__DIRECTIONS__. Every line containing the word "React" needs to be found and copied.

+++

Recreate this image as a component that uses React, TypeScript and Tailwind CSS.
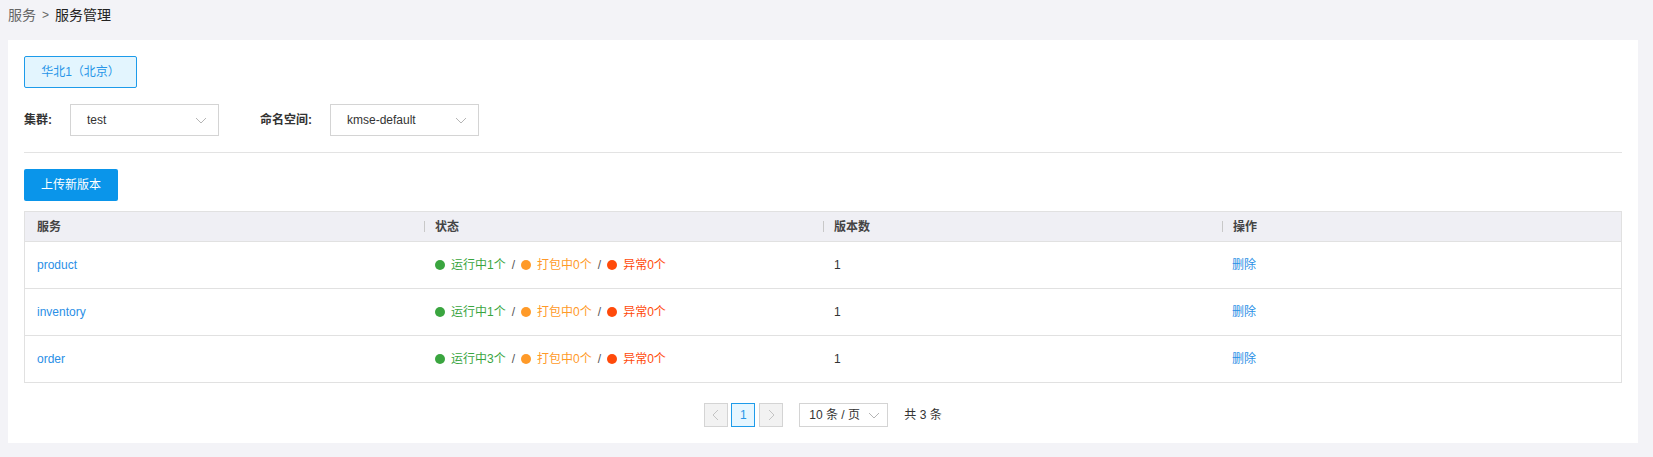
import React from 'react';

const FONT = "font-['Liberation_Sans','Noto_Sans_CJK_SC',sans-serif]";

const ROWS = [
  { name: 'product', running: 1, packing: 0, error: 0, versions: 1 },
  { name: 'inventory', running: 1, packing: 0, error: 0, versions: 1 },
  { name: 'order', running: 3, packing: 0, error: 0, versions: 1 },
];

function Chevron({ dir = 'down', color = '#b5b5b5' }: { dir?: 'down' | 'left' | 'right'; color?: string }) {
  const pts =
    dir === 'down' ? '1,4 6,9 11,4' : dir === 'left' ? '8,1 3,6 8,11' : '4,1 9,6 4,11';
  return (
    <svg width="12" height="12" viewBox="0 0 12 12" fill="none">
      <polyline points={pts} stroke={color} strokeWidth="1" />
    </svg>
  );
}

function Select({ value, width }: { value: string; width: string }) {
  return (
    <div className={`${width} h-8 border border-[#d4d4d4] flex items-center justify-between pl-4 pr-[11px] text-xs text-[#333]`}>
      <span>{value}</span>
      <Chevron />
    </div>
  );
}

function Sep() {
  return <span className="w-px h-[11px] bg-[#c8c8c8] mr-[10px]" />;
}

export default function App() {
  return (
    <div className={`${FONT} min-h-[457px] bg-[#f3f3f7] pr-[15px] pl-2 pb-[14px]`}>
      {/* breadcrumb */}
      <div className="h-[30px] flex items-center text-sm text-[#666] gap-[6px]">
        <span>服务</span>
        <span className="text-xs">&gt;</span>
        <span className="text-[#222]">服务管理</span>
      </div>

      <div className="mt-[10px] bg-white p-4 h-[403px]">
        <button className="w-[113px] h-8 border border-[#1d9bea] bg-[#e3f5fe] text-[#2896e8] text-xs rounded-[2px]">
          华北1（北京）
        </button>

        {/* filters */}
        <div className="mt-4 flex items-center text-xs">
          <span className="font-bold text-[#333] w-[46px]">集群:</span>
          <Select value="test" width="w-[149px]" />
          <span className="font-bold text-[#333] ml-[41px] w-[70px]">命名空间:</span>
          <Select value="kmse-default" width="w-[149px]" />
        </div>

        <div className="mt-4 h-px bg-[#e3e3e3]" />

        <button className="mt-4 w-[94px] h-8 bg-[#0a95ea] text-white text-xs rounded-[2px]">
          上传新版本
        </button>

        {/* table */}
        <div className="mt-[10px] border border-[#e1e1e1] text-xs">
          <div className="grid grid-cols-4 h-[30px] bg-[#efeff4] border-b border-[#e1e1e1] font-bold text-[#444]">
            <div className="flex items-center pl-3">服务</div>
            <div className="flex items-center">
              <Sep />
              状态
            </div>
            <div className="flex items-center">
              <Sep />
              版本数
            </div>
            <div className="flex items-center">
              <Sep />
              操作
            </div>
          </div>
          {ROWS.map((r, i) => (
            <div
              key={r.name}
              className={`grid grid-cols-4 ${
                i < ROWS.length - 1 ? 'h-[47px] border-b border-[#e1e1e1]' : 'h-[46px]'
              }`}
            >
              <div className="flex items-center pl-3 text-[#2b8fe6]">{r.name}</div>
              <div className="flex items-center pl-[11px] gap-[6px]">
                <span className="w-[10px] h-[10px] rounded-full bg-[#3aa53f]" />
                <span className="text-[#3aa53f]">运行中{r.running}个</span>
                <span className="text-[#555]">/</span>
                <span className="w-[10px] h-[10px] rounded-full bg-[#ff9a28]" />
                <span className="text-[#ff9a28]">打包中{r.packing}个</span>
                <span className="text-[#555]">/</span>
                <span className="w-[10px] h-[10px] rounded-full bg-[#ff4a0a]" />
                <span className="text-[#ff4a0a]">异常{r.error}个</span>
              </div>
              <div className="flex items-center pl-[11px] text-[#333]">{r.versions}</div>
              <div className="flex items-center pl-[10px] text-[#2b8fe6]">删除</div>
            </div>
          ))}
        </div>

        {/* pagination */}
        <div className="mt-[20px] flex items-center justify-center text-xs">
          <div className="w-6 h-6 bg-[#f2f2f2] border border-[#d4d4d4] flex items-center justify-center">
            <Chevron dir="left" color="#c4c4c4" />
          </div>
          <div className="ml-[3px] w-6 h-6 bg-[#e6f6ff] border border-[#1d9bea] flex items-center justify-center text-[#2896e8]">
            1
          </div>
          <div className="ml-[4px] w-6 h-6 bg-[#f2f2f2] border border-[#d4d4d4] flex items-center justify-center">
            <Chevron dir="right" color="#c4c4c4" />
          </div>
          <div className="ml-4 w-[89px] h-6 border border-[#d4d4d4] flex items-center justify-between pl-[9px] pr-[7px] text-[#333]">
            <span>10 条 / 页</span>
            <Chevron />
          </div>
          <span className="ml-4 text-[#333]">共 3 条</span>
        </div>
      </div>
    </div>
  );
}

+++

__THE COMPLETED TASK__.
Recreate this image as a component that uses React, TypeScript and Tailwind CSS.
import React from 'react';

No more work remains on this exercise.